The authorized cartridges contained no Vitamin E acetate, heavy metals or other contaminants. The majority of the unregulated cartridges contained Vitamin E acetate and, troublingly, a fungicide called myclobutanil. It’s commonly used on wine grapes to prevent diseases such as powdery mildew.

The government deems the pesticide safe to ingest in small amounts. But when myclobutanil is heated to 400°F, it releases a stew of toxic gases including hydrogen cyanide. Yes, that cyanide.           

As the news cycle filled with fearmongering stories such as “The Dangers of Vaping Doctors Want Everyone to Know,” the cannabis-vaping crisis cranked the heat on another simmering health concern, teenage vaping. Electronic-cigarette companies such as Juul were under fire for manufacturing flavored cartridges (strawberry, watermelon, mango, etc.) that proved wildly popular, and addictive, to underage teenagers.

Vaping tobacco and cannabis became intertwined, confusingly so. “The real problem is illicit vaporizers,” says John Oram, the CEO and founder of NUG, a vertically integrated cannabis company based in California. “It’s not the tobacco vaporizer. That’s a teen issue. You have to be 21 to even walk into a [cannabis] store. The public health issue around people getting sick and dying is around the illicit market. How do you stop the illicit market?

In California alone, it’s estimated that the illicit market is three times as large as the legal market. And not everyone possesses the scientific chops to package cannabis vape products.

“It’s one thing to grow weed in your closet and sell it, but it’s another thing to become a junior chemist in your closet,” says Max Simon, the CEO and cofounder of Green Flower Media, a cannabis education platform. “Fake chemists are playing important chemistry roles. Unfortunately, we’re seeing the repercussions of unregulated, untested, unverified products ultimately getting tainted and making people sick.”
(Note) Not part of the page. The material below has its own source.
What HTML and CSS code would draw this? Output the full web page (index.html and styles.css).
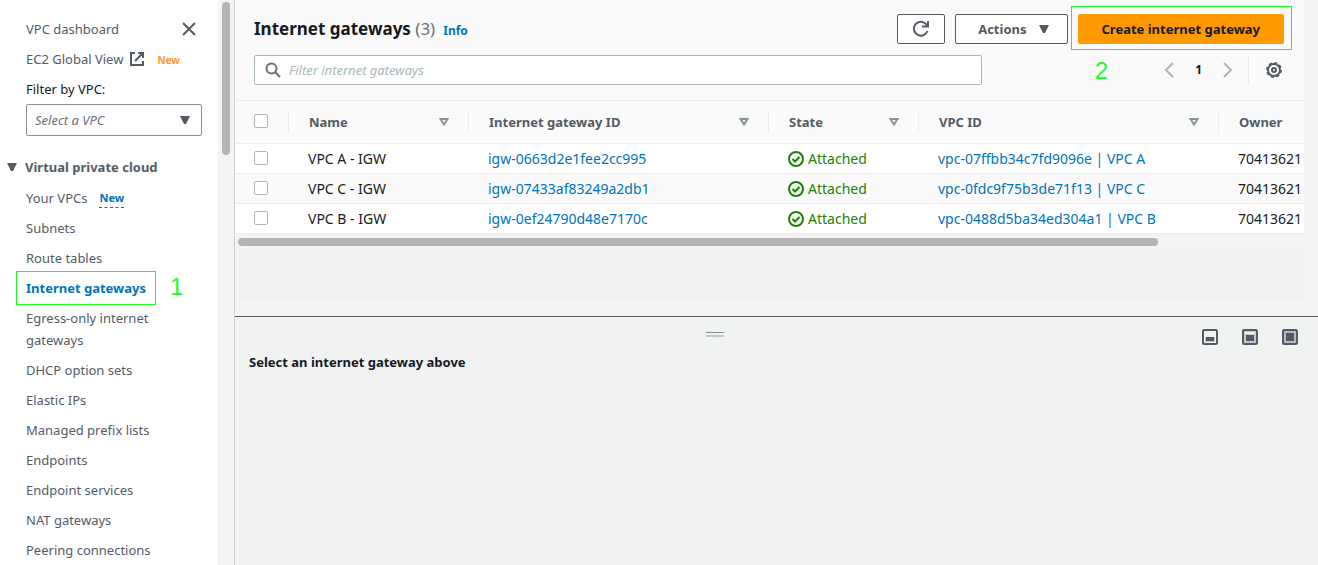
FILE: index.html
```html
<!DOCTYPE html>
<html lang="en">
<head>
<meta charset="utf-8">
<meta name="viewport" content="width=device-width, initial-scale=1">
<title>Internet gateways | VPC</title>
<link rel="stylesheet" href="styles.css">
</head>
<body>
<div class="app">
  <nav class="sidebar" aria-label="VPC">
    <div class="sidebar-content">
      <div class="nav-top">
        <a class="nav-link" href="#">VPC dashboard</a>
        <button class="icon-button" type="button" aria-label="Close navigation">
          <svg width="16" height="16" viewBox="0 0 16 16" fill="none" stroke="#545b64" stroke-width="2"><path d="M2 2l12 12M14 2L2 14"/></svg>
        </button>
      </div>
      <div class="nav-row">
        <a class="nav-link nav-external" href="#">EC2 Global View
          <svg width="16" height="16" viewBox="0 0 16 16" fill="none" stroke="#545b64" stroke-width="2"><path d="M6 2H2v12h12v-4M9 2h5v5M14 2L6 10"/></svg>
        </a>
        <span class="tag-new">New</span>
      </div>
      <label class="filter-label" for="vpc-filter">Filter by VPC:</label>
      <div class="select-wrap">
        <select id="vpc-filter" class="vpc-select"><option>Select a VPC</option></select>
        <svg class="select-arrow" width="10" height="8" viewBox="0 0 10 8" fill="#545b64"><path d="M0 0h10L6 8H4z"/></svg>
      </div>
      <button class="section-toggle" type="button" aria-expanded="true">
        <svg width="10" height="8" viewBox="0 0 10 8" fill="#545b64"><path d="M0 0h10L6 8H4z"/></svg>
        Virtual private cloud
      </button>
      <ul class="nav-list">
        <li class="nav-row"><a class="nav-link" href="#">Your VPCs</a><a class="badge-new" href="#">New</a></li>
        <li><a class="nav-link" href="#">Subnets</a></li>
        <li><a class="nav-link" href="#">Route tables</a></li>
        <li><a class="nav-link active" href="#" aria-current="page">Internet gateways</a><span class="callout-one">1</span></li>
        <li><a class="nav-link" href="#">Egress-only internet gateways</a></li>
        <li><a class="nav-link" href="#">DHCP option sets</a></li>
        <li><a class="nav-link" href="#">Elastic IPs</a></li>
        <li><a class="nav-link" href="#">Managed prefix lists</a></li>
        <li><a class="nav-link" href="#">Endpoints</a></li>
        <li><a class="nav-link" href="#">Endpoint services</a></li>
        <li><a class="nav-link" href="#">NAT gateways</a></li>
        <li><a class="nav-link" href="#">Peering connections</a></li>
      </ul>
    </div>
    <div class="scroll-track"><div class="scroll-thumb"></div></div>
  </nav>

  <main class="main">
    <div class="upper">
      <section class="table-card">
        <header class="card-header">
          <div class="title-row">
            <h1 class="title">Internet gateways <span class="count">(3)</span></h1>
            <a class="info" href="#">Info</a>
            <div class="actions">
              <button class="btn btn-refresh" type="button" aria-label="Refresh">
                <svg width="18" height="18" viewBox="0 0 18 18" fill="none" stroke="#545b64" stroke-width="2"><path d="M15.500 11A7 7 0 1 1 14.500 4.500L16 6M16 1v5.500h-6"/></svg>
              </button>
              <button class="btn" type="button">Actions
                <svg width="10" height="8" viewBox="0 0 10 8" fill="#545b64"><path d="M0 0h10L6 8H4z"/></svg>
              </button>
              <button class="btn btn-primary" type="button">Create internet gateway</button>
            </div>
          </div>
          <div class="tools-row">
            <div class="search">
              <svg class="search-icon" width="16" height="16" viewBox="0 0 16 16" fill="none" stroke="#687078" stroke-width="2"><circle cx="6.500" cy="6.500" r="5"/><path d="M10 10l5 5"/></svg>
              <input class="search-input" type="text" placeholder="Filter internet gateways" aria-label="Filter internet gateways">
            </div>
            <span class="callout-two">2</span>
            <div class="pager">
              <button class="icon-button" type="button" aria-label="Previous page">
                <svg width="10" height="16" viewBox="0 0 10 16" fill="none" stroke="#aab7b8" stroke-width="2"><path d="M9 1L2 8l7 7"/></svg>
              </button>
              <button class="page" type="button">1</button>
              <button class="icon-button" type="button" aria-label="Next page">
                <svg width="10" height="16" viewBox="0 0 10 16" fill="none" stroke="#aab7b8" stroke-width="2"><path d="M1 1l7 7-7 7"/></svg>
              </button>
            </div>
            <div class="settings">
              <button class="icon-button" type="button" aria-label="Preferences">
                <svg width="16" height="16" viewBox="0 0 16 16" fill="none" stroke="#545b64"><circle cx="8" cy="8" r="6" stroke-width="2"/><circle cx="8" cy="8" r="7.200" stroke-width="1.600" stroke-dasharray="3.200 2.450"/><circle cx="8" cy="8" r="2" stroke-width="2"/></svg>
              </button>
            </div>
          </div>
        </header>
        <div class="table-scroll">
          <table class="grid">
            <colgroup><col class="c-check"><col class="c-name"><col class="c-id"><col class="c-state"><col class="c-vpc"><col class="c-owner"></colgroup>
            <thead>
              <tr>
                <th class="check"><input class="box" type="checkbox" aria-label="Select all"></th>
                <th><span class="head">Name<svg width="10" height="8" viewBox="0 0 10 8" fill="none" stroke="#879596" stroke-width="2"><path d="M1.500 1h7L5 6.500z"/></svg></span></th>
                <th><span class="head">Internet gateway ID<svg width="10" height="8" viewBox="0 0 10 8" fill="none" stroke="#879596" stroke-width="2"><path d="M1.500 1h7L5 6.500z"/></svg></span></th>
                <th><span class="head">State<svg width="10" height="8" viewBox="0 0 10 8" fill="none" stroke="#879596" stroke-width="2"><path d="M1.500 1h7L5 6.500z"/></svg></span></th>
                <th><span class="head">VPC ID<svg width="10" height="8" viewBox="0 0 10 8" fill="none" stroke="#879596" stroke-width="2"><path d="M1.500 1h7L5 6.500z"/></svg></span></th>
                <th><span class="head">Owner</span></th>
              </tr>
            </thead>
            <tbody>
              <tr>
                <td class="check"><input class="box" type="checkbox" aria-label="Select VPC A - IGW"></td>
                <td>VPC A - IGW</td>
                <td><a class="link" href="#">igw-0663d2e1fee2cc995</a></td>
                <td><span class="status"><svg width="16" height="16" viewBox="0 0 16 16" fill="none" stroke="#1d8102" stroke-width="2"><circle cx="8" cy="8" r="7"/><path d="M4.500 8l2.500 2.500 4.500-4.500"/></svg>Attached</span></td>
                <td><a class="link" href="#">vpc-07ffbb34c7fd9096e | VPC A</a></td>
                <td>70413621</td>
              </tr>
              <tr>
                <td class="check"><input class="box" type="checkbox" aria-label="Select VPC C - IGW"></td>
                <td>VPC C - IGW</td>
                <td><a class="link" href="#">igw-07433af83249a2db1</a></td>
                <td><span class="status"><svg width="16" height="16" viewBox="0 0 16 16" fill="none" stroke="#1d8102" stroke-width="2"><circle cx="8" cy="8" r="7"/><path d="M4.500 8l2.500 2.500 4.500-4.500"/></svg>Attached</span></td>
                <td><a class="link" href="#">vpc-0fdc9f75b3de71f13 | VPC C</a></td>
                <td>70413621</td>
              </tr>
              <tr>
                <td class="check"><input class="box" type="checkbox" aria-label="Select VPC B - IGW"></td>
                <td>VPC B - IGW</td>
                <td><a class="link" href="#">igw-0ef24790d48e7170c</a></td>
                <td><span class="status"><svg width="16" height="16" viewBox="0 0 16 16" fill="none" stroke="#1d8102" stroke-width="2"><circle cx="8" cy="8" r="7"/><path d="M4.500 8l2.500 2.500 4.500-4.500"/></svg>Attached</span></td>
                <td><a class="link" href="#">vpc-0488d5ba34ed304a1 | VPC B</a></td>
                <td>70413621</td>
              </tr>
            </tbody>
          </table>
        </div>
        <div class="h-track"><div class="h-thumb"></div></div>
        <div class="card-space"></div>
      </section>
    </div>
    <section class="details">
      <div class="details-bar">
        <svg class="grip" width="18" height="6" viewBox="0 0 18 6"><path d="M0 0h18v1H0z" fill="#879596"/><path d="M0 3h18v2H0z" fill="#c3c8c8"/></svg>
        <div class="panel-sizes">
          <button class="icon-button" type="button" aria-label="Small panel"><svg width="16" height="16" viewBox="0 0 16 16"><rect x="1" y="1" width="14" height="14" rx="1" fill="#f1f3f3" stroke="#545b64" stroke-width="2"/><path d="M3 8h10v5H3z" fill="#c3c8cb"/><path d="M4 8h8v4H4z" fill="#545b64"/></svg></button>
          <button class="icon-button" type="button" aria-label="Medium panel"><svg width="16" height="16" viewBox="0 0 16 16"><rect x="1" y="1" width="14" height="14" rx="1" fill="#c3c8cb" stroke="#545b64" stroke-width="2"/><path d="M3 3h10v2H3z" fill="#f1f3f3"/><path d="M4 6h8v6H4z" fill="#545b64"/></svg></button>
          <button class="icon-button" type="button" aria-label="Full panel"><svg width="16" height="16" viewBox="0 0 16 16"><rect x="1" y="1" width="14" height="14" rx="1" fill="#b4b9bd" stroke="#545b64" stroke-width="2"/><path d="M4 4h8v8H4z" fill="#545b64"/></svg></button>
        </div>
      </div>
      <h2 class="details-title">Select an internet gateway above</h2>
    </section>
  </main>
</div>
</body>
</html>
```
FILE: styles.css
```css
* { box-sizing: border-box; }
body {
  margin: 0;
  background: #fff;
  color: #16191f;
  font: 13px/22px "Noto Sans", "Open Sans", sans-serif;
  overflow: hidden;
}
button, input, select { font: inherit; color: inherit; }
button { padding: 0; border: 0; background: none; }
a { text-decoration: none; }
svg { display: block; flex: none; }
.app { display: flex; height: 100vh; }

/* Side navigation */
.sidebar { display: flex; flex: none; width: 235px; border-right: 1px solid #ccd1d1; overflow: hidden; }
.sidebar-content { flex: 1; padding: 18px 16px 0 26px; }
.scroll-track { width: 16px; padding: 2px 4px; background: #f4f4f4; }
.scroll-thumb { height: 153px; border-radius: 4px; background: #b5b5b5; }
.nav-top { display: flex; justify-content: space-between; align-items: center; padding-right: 5px; }
.nav-link { color: #545b64; }
.nav-row { display: flex; align-items: center; gap: 12px; }
.nav-top, .sidebar-content > .nav-row { margin-bottom: 8px; }
.nav-external { display: flex; align-items: center; gap: 6px; }
.tag-new { padding-top: 2px; color: #ff9933; font-size: 10px; line-height: 20px; font-weight: 700; }
.filter-label { display: block; margin-bottom: 4px; }
.select-wrap { display: grid; align-items: center; }
.vpc-select {
  grid-area: 1 / 1;
  width: 100%;
  height: 32px;
  padding: 0 8px;
  border: 1px solid #879596;
  border-radius: 2px;
  background: #fff;
  color: #687078;
  font-style: italic;
  appearance: none;
}
.select-arrow { grid-area: 1 / 1; justify-self: end; margin-right: 12px; pointer-events: none; }
.section-toggle {
  display: flex;
  align-items: center;
  gap: 8px;
  margin: 20px 0 9px -19px;
  color: #545b64;
  font-weight: 700;
  white-space: nowrap;
}
.nav-list { display: grid; gap: 8px; margin: 0; padding: 0; list-style: none; }
.nav-list > li { position: relative; }
.badge-new { color: #0073bb; font-size: 11px; line-height: 18px; font-weight: 700; border-bottom: 1px dashed #0073bb; }
.active { position: relative; color: #0073bb; font-weight: 700; }
.active::after { content: ""; position: absolute; inset: -8px -10px; border: 1px solid #1aff1a; }
.callout-one, .callout-two { color: #1aff1a; font: 24px/28px "Liberation Sans", sans-serif; }
.callout-one { position: absolute; left: 144px; top: -4px; }

/* Main area */
.main { flex: 1; min-width: 0; display: flex; flex-direction: column; }
.upper { padding: 0 14px 16px 0; background: #f4f4f4; border-bottom: 1px solid #545b64; }
.table-card { background: #fafafa; }
.card-header { padding: 14px 20px 15px 19px; border-bottom: 1px solid #eaeded; }
.title-row { display: flex; align-items: center; }
.title { margin: 0; font-size: 17px; line-height: 30px; font-weight: 700; }
.count { color: #687078; font-weight: 400; }
.info { margin-left: 8px; padding-top: 3px; color: #0073bb; font-size: 12px; font-weight: 700; }
.actions { display: flex; gap: 10px; margin-left: auto; }
.btn {
  display: flex;
  align-items: center;
  gap: 12px;
  height: 30px;
  padding: 0 18px 0 22px;
  border: 1px solid #545b64;
  border-radius: 2px;
  background: #fff;
  color: #545b64;
  font-weight: 700;
}
.btn-refresh { padding: 0 14px; }
.btn-primary { position: relative; padding: 0 23px; border-color: #ff9900; background: #ff9900; color: #16191f; }
.btn-primary::after { content: ""; position: absolute; inset: -9px -9px -7px -8px; border: 1px solid #1aff1a; }
.tools-row { display: flex; align-items: center; margin-top: 11px; }
.search { display: grid; flex: 0 1 728px; align-items: center; }
.search-icon { grid-area: 1 / 1; margin-left: 11px; z-index: 1; }
.search-input { grid-area: 1 / 1; width: 100%; height: 30px; padding: 0 12px 0 34px; border: 1px solid #aab7b8; border-radius: 2px; background: #fff; }
.search-input::placeholder { color: #aab7b8; opacity: 1; font-style: italic; }
.callout-two { margin: 2px 56px 0 auto; }
.pager { display: flex; align-items: center; gap: 21px; padding-right: 15px; }
.page { font-size: 12px; font-weight: 700; }
.settings { display: flex; align-items: center; height: 30px; padding: 0 2px 0 17px; border-left: 1px solid #eaeded; }

/* Gateway table */
.table-scroll { overflow: hidden; }
.grid { table-layout: fixed; width: 1164px; border-collapse: separate; border-spacing: 0; background: #fff; }
.c-check { width: 54px; }
.c-name, .c-owner { width: 180px; }
.c-id, .c-vpc { width: 300px; }
.c-state { width: 150px; }
.grid th { height: 43px; padding: 0; border-bottom: 1px solid #eaeded; background: #fafafa; color: #545b64; text-align: left; }
.grid td { height: 30px; padding: 0 0 0 19px; border-bottom: 1px solid #eaeded; font-size: 14px; white-space: nowrap; }
.grid tbody tr:nth-child(even) td { background: #fafafa; }
.head { display: flex; align-items: center; justify-content: space-between; padding: 0 19px 0 20px; border-right: 1px solid #eaeded; }
.grid .check { padding: 0 0 2px 19px; line-height: 0; }
.grid th.check { background: linear-gradient(#eaeded, #eaeded) right center / 1px 21px no-repeat #fafafa; }
.box { width: 14px; height: 14px; margin: 0; border: 1px solid #aab7b8; border-radius: 2px; background: #fff; appearance: none; }
.link { color: #0073bb; }
.status { display: flex; align-items: center; gap: 4px; color: #1d8102; }
.h-track { padding: 4px 146px 4px 3px; background: #f4f4f4; }
.h-thumb { height: 8px; border-radius: 4px; background: #b5b5b5; }
.card-space { height: 50px; background: #f1f3f3; }

/* Details panel */
.details { flex: 1; padding: 12px 20px 0 14px; background: #f1f3f3; }
.details-bar { display: grid; grid-template-columns: 31fr auto 39fr; }
.grip { grid-column: 2; margin-top: 3px; }
.panel-sizes { grid-column: 3; justify-self: end; display: flex; gap: 24px; }
.details-title { margin: 6px 0 0; font-size: 13px; font-weight: 700; }
```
Part of the blame goes to uneven, and even nonexistent, cannabis regulation. When America exited alcohol Prohibition, the government enacted a strict legal framework for the production, distribution and sale of alcoholic beverages. The decriminalization of cannabis, however, is occurring in a patchwork, state-by-state manner with no federal oversight.

Nationally, cannabis remains a Schedule I drug, unsafe for use even under medical supervision. In legal states, the regulatory onus sits on cannabis producers, who take seriously their roles in manufacturing safe products with dependable dosing.

“Our standards are higher than what you find in the organic food industry,” says Erik Knutson, the CEO and cofounder of Colorado’s Keef Brands. Around 50 percent of the Keef’s sales are vaping-related products, and “as a company, safety is our primary concern.”

As a golden rule, Knutson cautions consumers against purchasing cannabis products anywhere but a regulated and licensed store. In states where cannabis remains illegal, “if you’re purchasing a vape pen, it’s more than likely not being produced in a regulated facility.”

In a doom-and-gloom scenario, the ongoing crisis could block the bumpy road toward national legalization efforts, halting and even reversing hard-fought gains. At the minimum, cannabis has taken a serious reputational hit. “This has associated the risk that cannabis can cause people to die,” says Simon of Green Flower.

Cannabis companies, though, hope that the vaping crisis can help point toward a safer, healthier and even a fully legalized future. Licensed and fully accountable stores, planted widely and selling traceable products, might be the necessary medicine to cure the ills of the black market.

“This very tragic experience is a very strong motivation to enact legalization efforts to ensure that unregulated products don’t cause more consumer-safety issues,” says Jeff Mascio, the chief executive officer of Cannabis One, a Colorado aggregator of cannabis retailers and manufacturers. “Vaping technology is not going anywhere. The genie is out of the bottle, if you will. The only thing you can effectively do is regulate it.”